DATA ROWS:
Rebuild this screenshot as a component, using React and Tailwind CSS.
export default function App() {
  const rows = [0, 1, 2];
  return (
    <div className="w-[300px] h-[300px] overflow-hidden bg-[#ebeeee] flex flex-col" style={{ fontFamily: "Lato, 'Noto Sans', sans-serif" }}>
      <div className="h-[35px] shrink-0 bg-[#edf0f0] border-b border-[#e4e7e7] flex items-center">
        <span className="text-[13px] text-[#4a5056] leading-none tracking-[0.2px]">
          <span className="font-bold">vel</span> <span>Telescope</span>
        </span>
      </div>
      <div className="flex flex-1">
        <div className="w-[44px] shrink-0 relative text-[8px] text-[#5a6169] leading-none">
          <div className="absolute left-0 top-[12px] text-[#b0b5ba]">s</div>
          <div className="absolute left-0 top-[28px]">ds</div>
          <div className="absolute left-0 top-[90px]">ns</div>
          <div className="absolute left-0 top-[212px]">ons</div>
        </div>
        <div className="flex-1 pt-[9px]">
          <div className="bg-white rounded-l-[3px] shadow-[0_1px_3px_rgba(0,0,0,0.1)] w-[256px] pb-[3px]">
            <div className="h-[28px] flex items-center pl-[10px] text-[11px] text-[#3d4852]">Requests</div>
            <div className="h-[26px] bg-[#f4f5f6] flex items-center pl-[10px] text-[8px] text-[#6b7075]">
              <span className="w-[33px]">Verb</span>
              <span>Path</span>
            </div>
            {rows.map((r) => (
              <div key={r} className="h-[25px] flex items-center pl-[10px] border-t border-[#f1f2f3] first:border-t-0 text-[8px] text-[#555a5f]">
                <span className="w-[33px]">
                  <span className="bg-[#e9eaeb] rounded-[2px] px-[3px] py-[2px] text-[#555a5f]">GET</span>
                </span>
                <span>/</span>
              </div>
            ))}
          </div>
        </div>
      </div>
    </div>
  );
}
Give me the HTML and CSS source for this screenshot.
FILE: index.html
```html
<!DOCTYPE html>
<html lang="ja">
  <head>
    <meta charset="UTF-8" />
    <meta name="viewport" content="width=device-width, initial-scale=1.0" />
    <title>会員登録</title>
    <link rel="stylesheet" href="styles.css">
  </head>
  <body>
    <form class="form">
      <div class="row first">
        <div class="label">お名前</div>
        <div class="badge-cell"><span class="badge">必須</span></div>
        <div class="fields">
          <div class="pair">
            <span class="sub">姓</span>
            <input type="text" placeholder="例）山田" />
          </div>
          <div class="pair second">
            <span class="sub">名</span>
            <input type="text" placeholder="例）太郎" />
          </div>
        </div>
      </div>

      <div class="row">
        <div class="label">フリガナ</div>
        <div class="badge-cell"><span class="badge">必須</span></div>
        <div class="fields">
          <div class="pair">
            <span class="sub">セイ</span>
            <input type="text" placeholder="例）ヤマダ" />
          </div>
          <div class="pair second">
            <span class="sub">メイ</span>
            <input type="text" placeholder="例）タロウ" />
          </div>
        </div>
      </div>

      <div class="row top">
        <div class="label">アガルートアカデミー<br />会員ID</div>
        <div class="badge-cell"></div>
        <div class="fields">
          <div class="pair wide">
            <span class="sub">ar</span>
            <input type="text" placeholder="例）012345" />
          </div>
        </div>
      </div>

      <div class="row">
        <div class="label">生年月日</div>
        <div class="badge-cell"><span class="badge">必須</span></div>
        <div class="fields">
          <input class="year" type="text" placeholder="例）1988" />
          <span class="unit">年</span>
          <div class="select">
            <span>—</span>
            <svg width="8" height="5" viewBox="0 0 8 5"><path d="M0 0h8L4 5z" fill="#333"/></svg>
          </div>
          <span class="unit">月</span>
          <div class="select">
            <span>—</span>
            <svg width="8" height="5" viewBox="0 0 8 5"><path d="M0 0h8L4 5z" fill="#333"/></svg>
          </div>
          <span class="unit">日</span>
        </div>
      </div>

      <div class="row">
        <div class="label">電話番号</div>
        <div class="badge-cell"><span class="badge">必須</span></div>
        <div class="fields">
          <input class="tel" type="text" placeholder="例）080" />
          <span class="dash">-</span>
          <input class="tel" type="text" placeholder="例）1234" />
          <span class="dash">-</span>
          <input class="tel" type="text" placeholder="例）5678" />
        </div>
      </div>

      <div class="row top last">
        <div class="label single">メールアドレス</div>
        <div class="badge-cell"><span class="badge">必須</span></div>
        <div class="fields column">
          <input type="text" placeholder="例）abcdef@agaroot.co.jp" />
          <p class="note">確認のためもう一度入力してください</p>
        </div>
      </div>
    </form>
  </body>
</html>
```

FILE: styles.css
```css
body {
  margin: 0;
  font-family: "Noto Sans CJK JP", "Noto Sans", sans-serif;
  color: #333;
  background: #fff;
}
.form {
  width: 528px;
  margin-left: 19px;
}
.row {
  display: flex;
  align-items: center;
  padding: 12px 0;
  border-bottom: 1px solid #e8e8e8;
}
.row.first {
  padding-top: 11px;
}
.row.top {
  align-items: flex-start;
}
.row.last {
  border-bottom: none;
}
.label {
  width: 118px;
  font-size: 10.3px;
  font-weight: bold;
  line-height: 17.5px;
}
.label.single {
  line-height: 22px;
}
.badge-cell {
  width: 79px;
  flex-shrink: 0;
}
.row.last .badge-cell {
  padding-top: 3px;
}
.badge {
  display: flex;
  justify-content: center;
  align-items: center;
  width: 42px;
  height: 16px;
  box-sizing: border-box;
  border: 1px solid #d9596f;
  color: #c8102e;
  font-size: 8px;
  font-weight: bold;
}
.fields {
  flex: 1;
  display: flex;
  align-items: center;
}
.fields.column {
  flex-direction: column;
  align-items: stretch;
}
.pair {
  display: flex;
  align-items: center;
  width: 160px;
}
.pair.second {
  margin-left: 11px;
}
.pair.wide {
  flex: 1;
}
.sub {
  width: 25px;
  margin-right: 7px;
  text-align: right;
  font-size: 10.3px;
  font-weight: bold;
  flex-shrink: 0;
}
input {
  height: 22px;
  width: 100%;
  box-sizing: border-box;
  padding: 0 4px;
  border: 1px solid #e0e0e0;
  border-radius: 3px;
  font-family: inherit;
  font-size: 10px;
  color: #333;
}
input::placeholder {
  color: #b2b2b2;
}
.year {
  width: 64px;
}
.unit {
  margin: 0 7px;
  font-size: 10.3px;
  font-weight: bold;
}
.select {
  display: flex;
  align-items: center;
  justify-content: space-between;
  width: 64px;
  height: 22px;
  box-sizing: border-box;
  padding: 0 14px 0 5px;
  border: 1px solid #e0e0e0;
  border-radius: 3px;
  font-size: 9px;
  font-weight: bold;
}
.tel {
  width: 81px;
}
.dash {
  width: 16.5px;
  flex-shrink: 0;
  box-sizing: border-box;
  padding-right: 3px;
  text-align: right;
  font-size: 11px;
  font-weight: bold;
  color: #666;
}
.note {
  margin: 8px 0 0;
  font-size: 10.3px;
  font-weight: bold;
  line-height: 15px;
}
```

--

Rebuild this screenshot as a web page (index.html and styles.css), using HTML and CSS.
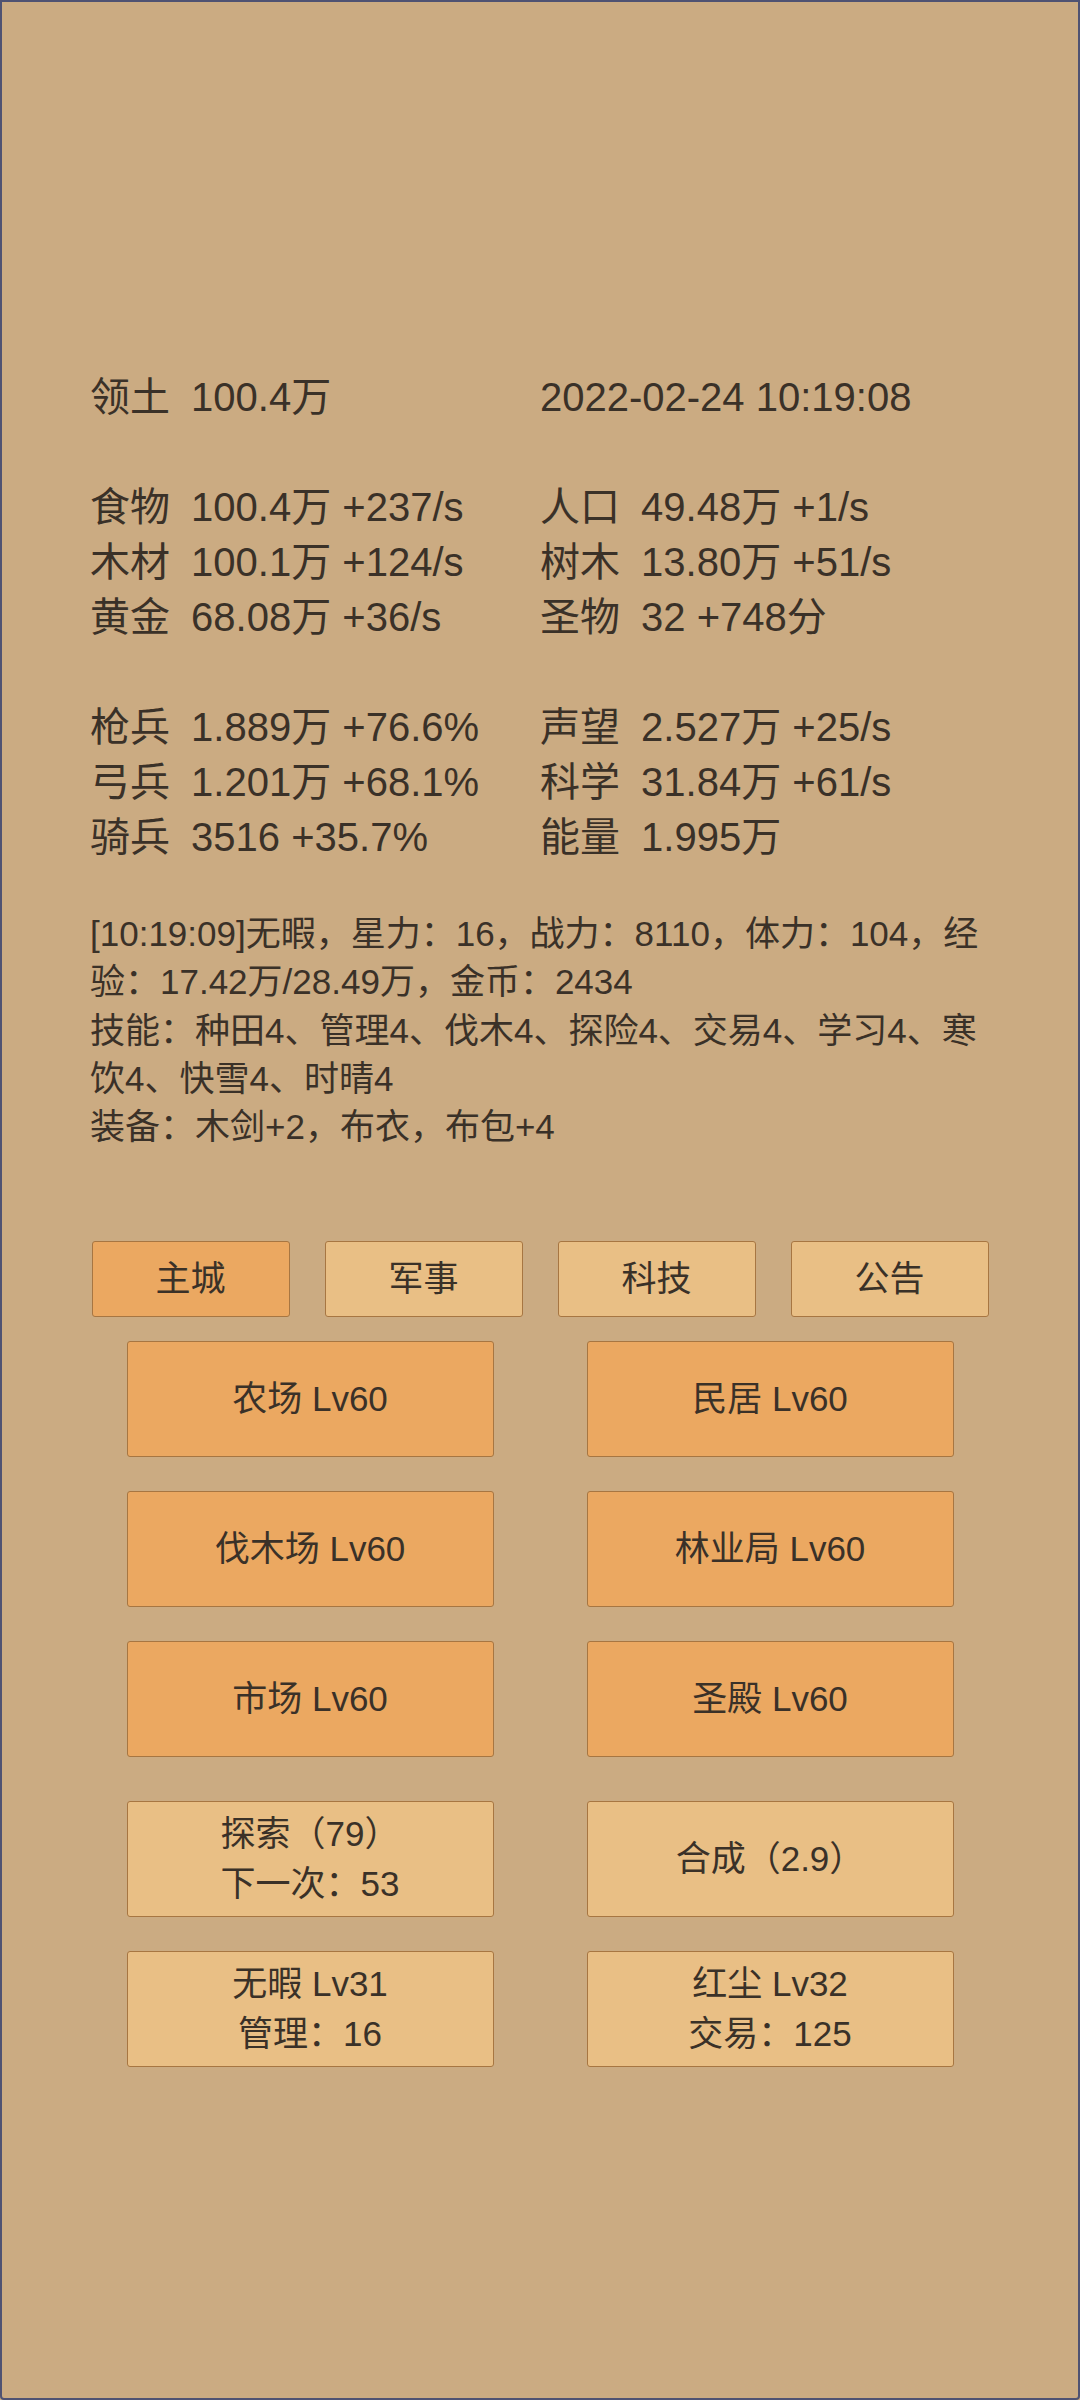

--

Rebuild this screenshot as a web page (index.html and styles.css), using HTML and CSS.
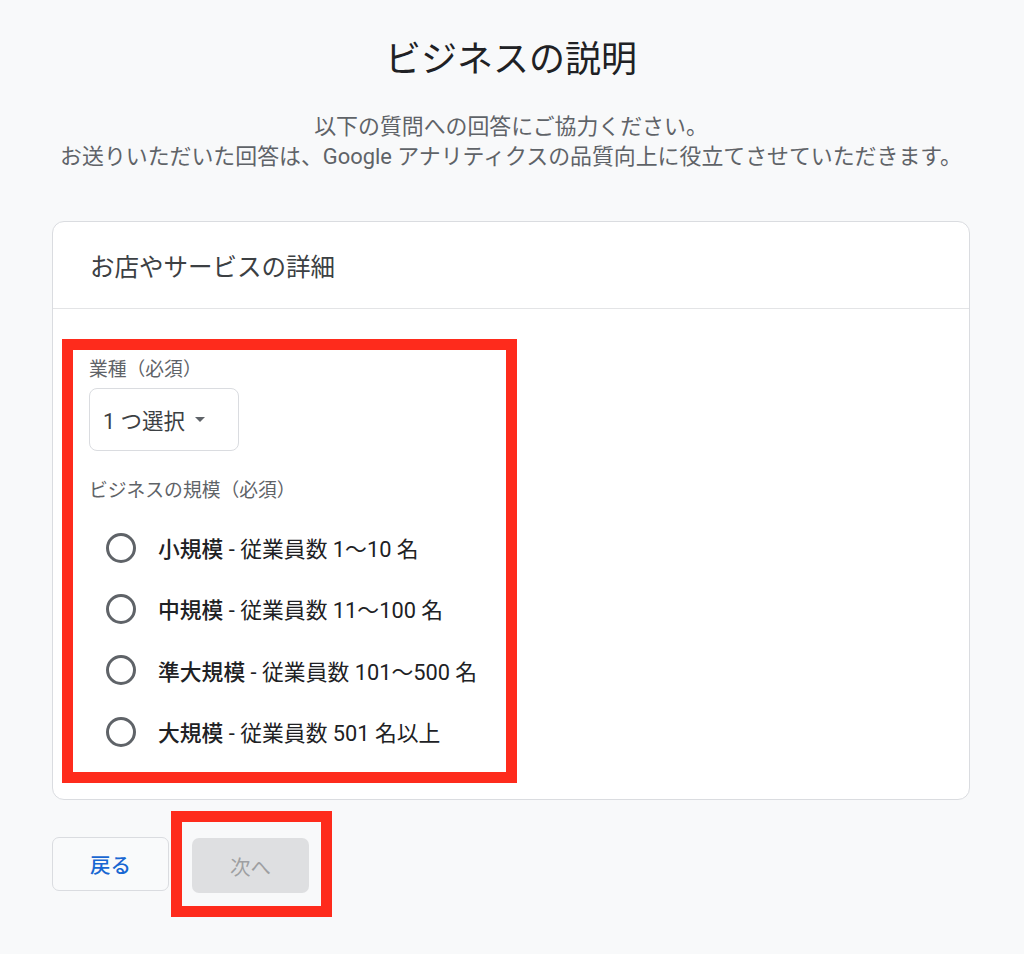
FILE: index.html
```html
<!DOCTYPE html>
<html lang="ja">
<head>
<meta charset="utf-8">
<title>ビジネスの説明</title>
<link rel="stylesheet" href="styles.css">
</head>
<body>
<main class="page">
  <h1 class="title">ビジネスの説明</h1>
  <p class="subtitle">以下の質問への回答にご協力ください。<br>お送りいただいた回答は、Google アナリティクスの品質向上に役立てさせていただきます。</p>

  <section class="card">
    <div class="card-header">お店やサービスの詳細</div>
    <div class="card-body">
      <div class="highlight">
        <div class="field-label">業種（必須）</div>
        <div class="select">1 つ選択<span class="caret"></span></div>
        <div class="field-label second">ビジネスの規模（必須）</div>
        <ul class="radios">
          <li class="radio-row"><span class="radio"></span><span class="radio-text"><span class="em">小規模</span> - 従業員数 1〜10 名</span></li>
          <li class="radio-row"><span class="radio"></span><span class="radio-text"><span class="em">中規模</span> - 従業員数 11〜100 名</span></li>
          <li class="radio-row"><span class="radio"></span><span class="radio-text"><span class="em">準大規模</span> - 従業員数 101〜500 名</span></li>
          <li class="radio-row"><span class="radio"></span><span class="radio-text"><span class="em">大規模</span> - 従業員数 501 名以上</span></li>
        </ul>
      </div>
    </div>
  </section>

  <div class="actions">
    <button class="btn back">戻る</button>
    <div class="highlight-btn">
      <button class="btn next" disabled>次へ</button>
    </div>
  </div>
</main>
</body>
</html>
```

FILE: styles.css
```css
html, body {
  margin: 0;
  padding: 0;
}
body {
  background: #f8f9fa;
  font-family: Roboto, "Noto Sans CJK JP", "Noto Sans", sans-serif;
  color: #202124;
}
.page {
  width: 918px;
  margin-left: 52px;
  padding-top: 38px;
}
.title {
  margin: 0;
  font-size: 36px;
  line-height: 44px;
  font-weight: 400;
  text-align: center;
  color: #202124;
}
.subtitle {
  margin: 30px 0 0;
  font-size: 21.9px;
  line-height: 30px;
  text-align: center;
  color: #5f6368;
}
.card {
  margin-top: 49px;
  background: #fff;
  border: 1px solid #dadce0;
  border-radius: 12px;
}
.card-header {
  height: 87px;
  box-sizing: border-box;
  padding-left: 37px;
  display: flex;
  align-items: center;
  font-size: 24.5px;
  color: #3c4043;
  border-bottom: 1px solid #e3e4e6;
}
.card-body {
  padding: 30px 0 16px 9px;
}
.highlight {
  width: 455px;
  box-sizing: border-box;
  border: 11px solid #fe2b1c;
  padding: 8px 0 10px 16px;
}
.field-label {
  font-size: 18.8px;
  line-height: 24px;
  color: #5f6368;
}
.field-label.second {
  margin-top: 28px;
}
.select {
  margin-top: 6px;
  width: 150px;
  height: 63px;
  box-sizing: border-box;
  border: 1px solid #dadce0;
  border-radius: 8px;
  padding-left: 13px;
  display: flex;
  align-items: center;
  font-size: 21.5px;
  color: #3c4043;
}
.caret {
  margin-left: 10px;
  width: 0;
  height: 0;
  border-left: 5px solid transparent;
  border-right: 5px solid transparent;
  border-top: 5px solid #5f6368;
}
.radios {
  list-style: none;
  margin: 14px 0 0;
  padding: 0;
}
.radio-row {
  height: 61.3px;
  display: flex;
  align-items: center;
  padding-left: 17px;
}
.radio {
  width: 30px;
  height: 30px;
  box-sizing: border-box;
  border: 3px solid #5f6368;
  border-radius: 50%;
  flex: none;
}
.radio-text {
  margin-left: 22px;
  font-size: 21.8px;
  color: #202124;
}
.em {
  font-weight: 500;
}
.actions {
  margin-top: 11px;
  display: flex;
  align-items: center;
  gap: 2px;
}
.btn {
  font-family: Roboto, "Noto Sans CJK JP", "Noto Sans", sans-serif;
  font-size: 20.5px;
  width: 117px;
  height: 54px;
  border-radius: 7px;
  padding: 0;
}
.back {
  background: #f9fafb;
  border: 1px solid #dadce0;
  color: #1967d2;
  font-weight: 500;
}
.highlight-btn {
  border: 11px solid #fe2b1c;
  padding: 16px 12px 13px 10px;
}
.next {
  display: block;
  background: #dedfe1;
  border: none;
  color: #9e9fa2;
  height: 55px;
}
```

TASK TO CARRY OUT:
Say how many lines in the listing above include "this". Give nothing but the number.

RESPONSE BELOW:
4